Washington Consumers seeking to save on prescription costs would be allowed to buy medicines from abroad by mail order under legislation the House passed Wednesday.
Lawmakers soundly rejected a broader measure that would have permitted distributors to import American-made pharmaceuticals that are sold more cheaply in other countries because of price controls.
The Food and Drug Administration opposed both measures, saying it cannot guarantee whether imported drugs are safe or effective. People caught ordering drugs from foreign sources frequently get warning letters from the FDA.
Prescription drugs can cost three to four times less in Europe and Canada than they cost in the United States.
A 30-day supply of Claritin, an allergy medication, costs $63 in the United States, compared to $16 in Europe, according to the Life Extension Foundation, an advocacy group.
"The only threat to consumers is that our seniors and others can't afford to buy the drugs they need to stay alive," said Rep.
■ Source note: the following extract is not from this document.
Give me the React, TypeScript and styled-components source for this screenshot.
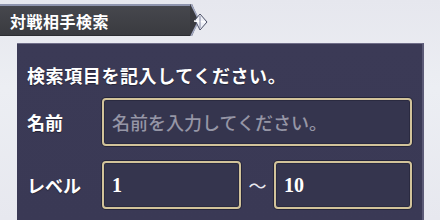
import styled, { createGlobalStyle } from "styled-components";

const GlobalStyle = createGlobalStyle`
  html, body {
    margin: 0;
    padding: 0;
    background: linear-gradient(180deg, #e6e7ee 0%, #eceef3 40%, #e7e8ef 100%);
    font-family: "Noto Sans CJK JP", "Noto Sans", sans-serif;
    overflow: hidden;
  }
`;

const Screen = styled.div`
  width: 440px;
  height: 220px;
  padding-top: 4px;
  box-sizing: border-box;
`;

const Header = styled.div`
  display: flex;
  align-items: stretch;
  height: 32px;
`;

const HeaderBar = styled.div`
  width: 190px;
  box-sizing: border-box;
  padding-left: 10px;
  display: flex;
  align-items: center;
  background: linear-gradient(180deg, #46474d 0%, #3a3b40 100%);
  border-top: 2px solid #8e94ad;
  border-bottom: 1px solid #2c2d32;
  color: #ffffff;
  font-size: 16px;
  font-weight: 700;
  letter-spacing: 0.5px;
`;

const Panel = styled.div`
  margin: 7px 0 0 17px;
  width: 407px;
  height: 180px;
  box-sizing: border-box;
  padding: 18px 10px 0 10px;
  background: linear-gradient(180deg, #3b3a56 0%, #3a3955 100%);
  border-top: 1px solid #6f6d88;
  border-right: 2px solid #5a5975;
`;

const Title = styled.div`
  color: #ffffff;
  font-size: 18px;
  font-weight: 700;
  line-height: 26px;
  letter-spacing: 0.6px;
  text-shadow: 0 1px 1px rgba(0, 0, 0, 0.4);
`;

const Row = styled.div<{ $top: number }>`
  display: flex;
  align-items: center;
  margin-top: ${(p) => p.$top}px;
`;

const Label = styled.div`
  width: 75px;
  flex: none;
  color: #ffffff;
  font-size: 18px;
  font-weight: 700;
  text-shadow: 0 1px 1px rgba(0, 0, 0, 0.4);
`;

const Field = styled.div<{ $width: number }>`
  width: ${(p) => p.$width}px;
  height: 48px;
  box-sizing: border-box;
  display: flex;
  align-items: center;
  padding-left: 8px;
  background: #35354e;
  border: 2px solid #d2c39a;
  border-radius: 4px;
  box-shadow: 0 0 0 1px #25253a, inset 0 0 0 1px #2a2a40;
  font-size: 18px;
`;

const Placeholder = styled.span`
  color: #9696a6;
  font-weight: 500;
`;

const Value = styled.span`
  color: #ffffff;
  font-weight: 700;
  font-family: "Liberation Serif", "Noto Sans CJK JP", serif;
  font-size: 20px;
`;

const Tilde = styled.div`
  width: 33px;
  text-align: center;
  color: #e8e8f0;
  font-size: 18px;
`;

function HeaderCap() {
  return (
    <svg width="20" height="32" viewBox="0 0 20 32">
      <polygon points="0,0 2,0 8,14 8,18 2,32 0,32" fill="#3a3b40" />
      <polyline points="1,0 8,14" fill="none" stroke="#a3a9c2" strokeWidth="1.6" />
      <polyline points="8,18 1,32" fill="none" stroke="#a3a9c2" strokeWidth="1.6" />
      <polygon points="5,16 10,10 17,18 10,26" fill="#eef0f7" stroke="#4a4f66" strokeWidth="1" />
      <line x1="4" y1="17" x2="15" y2="18" stroke="#ffffff" strokeWidth="1.4" />
      <line x1="10" y1="12" x2="10" y2="24" stroke="#6a7090" strokeWidth="0.8" />
    </svg>
  );
}

export default function App() {
  return (
    <>
      <GlobalStyle />
      <Screen>
        <Header>
          <HeaderBar>対戦相手検索</HeaderBar>
          <HeaderCap />
        </Header>
        <Panel>
          <Title>検索項目を記入してください。</Title>
          <Row $top={10}>
            <Label>名前</Label>
            <Field $width={312}>
              <Placeholder>名前を入力してください。</Placeholder>
            </Field>
          </Row>
          <Row $top={15}>
            <Label>レベル</Label>
            <Field $width={140}>
              <Value>1</Value>
            </Field>
            <Tilde>〜</Tilde>
            <Field $width={139}>
              <Value>10</Value>
            </Field>
          </Row>
        </Panel>
      </Screen>
    </>
  );
}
Marcy Kaptur, D-Ohio.
The mail-order measure passed, 324-101, as an amendment to a spending bill for the FDA and the Agriculture Department. A second amendment, approved on a voice vote, would give the FDA $1 million to check patent claims by pharmaceutical companies trying to delay approval of generic versions of their drugs.
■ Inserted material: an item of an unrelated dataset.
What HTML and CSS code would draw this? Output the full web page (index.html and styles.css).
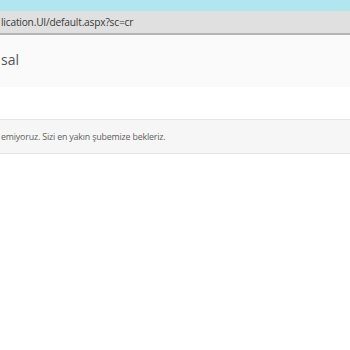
FILE: index.html
```html
<!DOCTYPE html>
<html lang="tr">
<head>
    <meta charset="UTF-8">
    <title>Şube</title>
    <link rel="stylesheet" href="styles.css">
</head>
<body>
    <div class="topbar"></div>
    <div class="addressbar">
        <span class="url">lication.UI/default.aspx?sc=cr</span>
    </div>
    <div class="header">
        <h2 class="title">sal</h2>
    </div>
    <div class="spacer"></div>
    <div class="notice">
        <p>emiyoruz. Sizi en yakın şubemize bekleriz.</p>
    </div>
</body>
</html>
```

FILE: styles.css
```css
body {
    margin: 0;
    padding: 0;
    background-color: #ffffff;
    font-family: "Open Sans", sans-serif;
    overflow: hidden;
}
.topbar {
    height: 11px;
    background-color: #b1e6f0;
}
.addressbar {
    height: 22px;
    padding-left: 1px;
    background-color: #e0e0e0;
    border-bottom: 2px solid #b4b4b4;
    display: flex;
    align-items: center;
    white-space: nowrap;
}
.url {
    font-size: 10.2px;
    letter-spacing: -0.2px;
    color: #3a3a3a;
}
.header {
    height: 52px;
    padding-left: 1px;
    background-color: #fafafa;
    display: flex;
    align-items: center;
}
.title {
    margin: 0 0 4px 0;
    font-size: 14px;
    font-weight: normal;
    color: #555;
}
.spacer {
    height: 32px;
}
.notice {
    height: 33px;
    padding-left: 1px;
    background-color: #f6f6f6;
    border-top: 1px solid #e6e6e6;
    border-bottom: 1px solid #e6e6e6;
    display: flex;
    align-items: center;
}
.notice p {
    margin: 0;
    font-size: 8.8px;
    color: #606060;
    white-space: nowrap;
    letter-spacing: -0.15px;
}
```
The overall bill was approved 414-16.
The Senate has yet to consider its version of the spending bill.
Separately, the White House is working on a plan to offer discount cards to elderly people so they can save money on drug purchases. Critics of the proposal dismissed it as a gimmick, saying the Medicare discounts would not go far enough.
The Federal Trade Commission is investigating whether brand-name drug companies are using "improper or untimely listing of patents" to block approval of generics.
"Brand-name pharmaceutical companies have really become quite proficient in manipulating the law to keep generic versions from reaching the market," said Rep. Jo Ann Emerson, R-Mo.
Opponents of easing restrictions on medicine imports argued that they could result in consumers buying counterfeit or contaminated drugs.